──────── EXTRACTED RECORDS ────────

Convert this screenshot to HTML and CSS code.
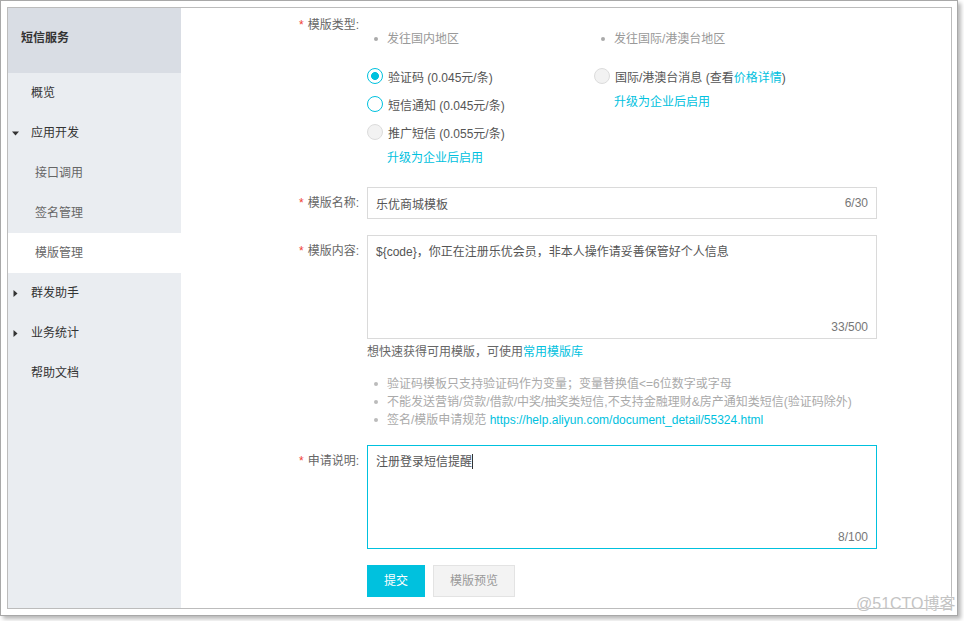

────────
──────── EXTRACTED RECORDS ────────

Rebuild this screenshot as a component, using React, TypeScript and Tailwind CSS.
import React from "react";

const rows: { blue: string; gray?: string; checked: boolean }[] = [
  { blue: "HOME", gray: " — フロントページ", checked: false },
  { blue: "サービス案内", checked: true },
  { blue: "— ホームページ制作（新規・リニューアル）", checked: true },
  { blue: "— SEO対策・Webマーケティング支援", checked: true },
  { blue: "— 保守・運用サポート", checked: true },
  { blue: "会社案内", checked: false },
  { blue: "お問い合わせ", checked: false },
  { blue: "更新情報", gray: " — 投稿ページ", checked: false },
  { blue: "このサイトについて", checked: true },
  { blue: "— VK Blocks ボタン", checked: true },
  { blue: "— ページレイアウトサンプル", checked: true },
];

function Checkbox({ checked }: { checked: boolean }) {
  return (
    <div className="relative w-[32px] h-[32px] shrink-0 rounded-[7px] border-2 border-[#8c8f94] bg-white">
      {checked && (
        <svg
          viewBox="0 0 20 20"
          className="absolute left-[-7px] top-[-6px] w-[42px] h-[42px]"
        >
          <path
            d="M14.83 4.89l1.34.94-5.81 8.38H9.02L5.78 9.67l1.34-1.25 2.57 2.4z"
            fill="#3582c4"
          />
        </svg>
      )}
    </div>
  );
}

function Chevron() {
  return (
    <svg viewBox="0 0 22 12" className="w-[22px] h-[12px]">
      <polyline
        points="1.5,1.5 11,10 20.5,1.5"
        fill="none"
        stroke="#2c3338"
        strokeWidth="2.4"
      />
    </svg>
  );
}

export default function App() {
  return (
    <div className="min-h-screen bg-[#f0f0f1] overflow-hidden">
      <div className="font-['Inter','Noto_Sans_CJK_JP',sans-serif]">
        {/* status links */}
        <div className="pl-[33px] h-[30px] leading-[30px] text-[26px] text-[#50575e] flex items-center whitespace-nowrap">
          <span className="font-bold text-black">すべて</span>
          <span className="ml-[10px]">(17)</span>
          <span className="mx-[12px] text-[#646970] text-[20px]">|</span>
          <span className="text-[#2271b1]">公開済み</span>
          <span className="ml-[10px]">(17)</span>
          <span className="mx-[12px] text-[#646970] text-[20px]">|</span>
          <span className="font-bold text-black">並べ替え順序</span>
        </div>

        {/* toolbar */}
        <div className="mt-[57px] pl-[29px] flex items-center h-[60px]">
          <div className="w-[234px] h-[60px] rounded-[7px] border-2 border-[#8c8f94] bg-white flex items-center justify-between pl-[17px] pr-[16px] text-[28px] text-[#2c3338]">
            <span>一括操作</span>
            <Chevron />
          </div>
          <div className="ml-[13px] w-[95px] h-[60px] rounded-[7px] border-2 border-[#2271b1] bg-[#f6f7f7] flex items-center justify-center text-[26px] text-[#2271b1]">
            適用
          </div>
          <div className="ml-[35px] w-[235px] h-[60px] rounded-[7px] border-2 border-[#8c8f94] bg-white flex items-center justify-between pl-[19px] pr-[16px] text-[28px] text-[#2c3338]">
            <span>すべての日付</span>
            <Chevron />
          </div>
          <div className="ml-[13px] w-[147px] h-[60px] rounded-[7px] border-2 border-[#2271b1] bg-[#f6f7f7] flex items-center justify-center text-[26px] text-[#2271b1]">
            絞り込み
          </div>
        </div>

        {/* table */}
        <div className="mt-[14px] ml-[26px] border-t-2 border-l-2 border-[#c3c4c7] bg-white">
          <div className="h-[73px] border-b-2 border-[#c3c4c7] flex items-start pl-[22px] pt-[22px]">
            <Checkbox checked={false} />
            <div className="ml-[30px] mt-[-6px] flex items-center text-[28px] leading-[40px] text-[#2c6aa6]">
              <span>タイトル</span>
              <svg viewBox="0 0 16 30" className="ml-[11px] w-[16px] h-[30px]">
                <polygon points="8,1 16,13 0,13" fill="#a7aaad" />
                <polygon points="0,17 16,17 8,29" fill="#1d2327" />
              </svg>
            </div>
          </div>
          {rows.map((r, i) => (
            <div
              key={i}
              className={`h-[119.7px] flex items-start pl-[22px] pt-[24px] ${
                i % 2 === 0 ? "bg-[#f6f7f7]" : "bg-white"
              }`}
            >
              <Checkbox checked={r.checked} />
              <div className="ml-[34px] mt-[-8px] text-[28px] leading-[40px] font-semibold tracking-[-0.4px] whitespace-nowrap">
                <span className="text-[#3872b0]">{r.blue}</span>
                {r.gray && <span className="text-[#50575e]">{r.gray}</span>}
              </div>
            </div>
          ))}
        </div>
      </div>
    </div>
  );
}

────────
──────── EXTRACTED RECORDS ────────

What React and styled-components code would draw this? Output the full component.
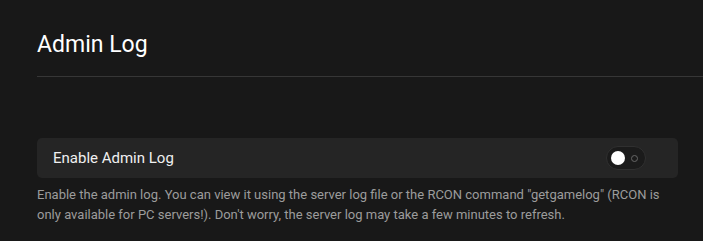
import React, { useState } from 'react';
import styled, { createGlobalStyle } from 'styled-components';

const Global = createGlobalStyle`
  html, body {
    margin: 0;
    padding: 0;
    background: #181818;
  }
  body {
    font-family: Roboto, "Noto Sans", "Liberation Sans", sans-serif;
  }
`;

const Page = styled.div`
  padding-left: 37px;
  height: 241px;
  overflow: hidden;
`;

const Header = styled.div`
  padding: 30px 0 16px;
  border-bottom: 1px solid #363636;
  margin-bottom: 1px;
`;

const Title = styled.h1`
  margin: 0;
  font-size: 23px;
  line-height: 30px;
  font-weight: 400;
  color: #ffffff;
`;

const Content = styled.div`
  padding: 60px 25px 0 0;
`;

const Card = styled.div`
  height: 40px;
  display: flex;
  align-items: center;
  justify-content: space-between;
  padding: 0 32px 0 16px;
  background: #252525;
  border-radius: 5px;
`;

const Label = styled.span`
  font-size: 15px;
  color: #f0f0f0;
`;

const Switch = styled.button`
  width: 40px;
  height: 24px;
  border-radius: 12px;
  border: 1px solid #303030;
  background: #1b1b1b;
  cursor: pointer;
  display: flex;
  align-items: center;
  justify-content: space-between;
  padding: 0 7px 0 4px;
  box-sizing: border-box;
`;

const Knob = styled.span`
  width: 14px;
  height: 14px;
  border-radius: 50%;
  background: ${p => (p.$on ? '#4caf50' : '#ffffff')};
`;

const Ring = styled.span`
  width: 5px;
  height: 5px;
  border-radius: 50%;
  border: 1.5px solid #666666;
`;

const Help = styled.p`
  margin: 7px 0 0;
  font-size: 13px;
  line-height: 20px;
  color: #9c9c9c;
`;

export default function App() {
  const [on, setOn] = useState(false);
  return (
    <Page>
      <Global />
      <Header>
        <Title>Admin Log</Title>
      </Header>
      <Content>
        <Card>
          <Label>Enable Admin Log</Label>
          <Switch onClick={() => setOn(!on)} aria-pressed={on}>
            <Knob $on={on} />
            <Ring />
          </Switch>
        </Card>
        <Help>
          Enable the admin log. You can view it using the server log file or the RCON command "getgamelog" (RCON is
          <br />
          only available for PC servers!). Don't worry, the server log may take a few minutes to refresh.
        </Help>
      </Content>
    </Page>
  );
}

────────

Above are the entries. Output exactly the lines beginning with the line that has "Rebuild this screenshot" and ending with the line that has "import React from".

> EXERCISE RESPONSE
Rebuild this screenshot as a component, using React, TypeScript and Tailwind CSS.
import React from "react";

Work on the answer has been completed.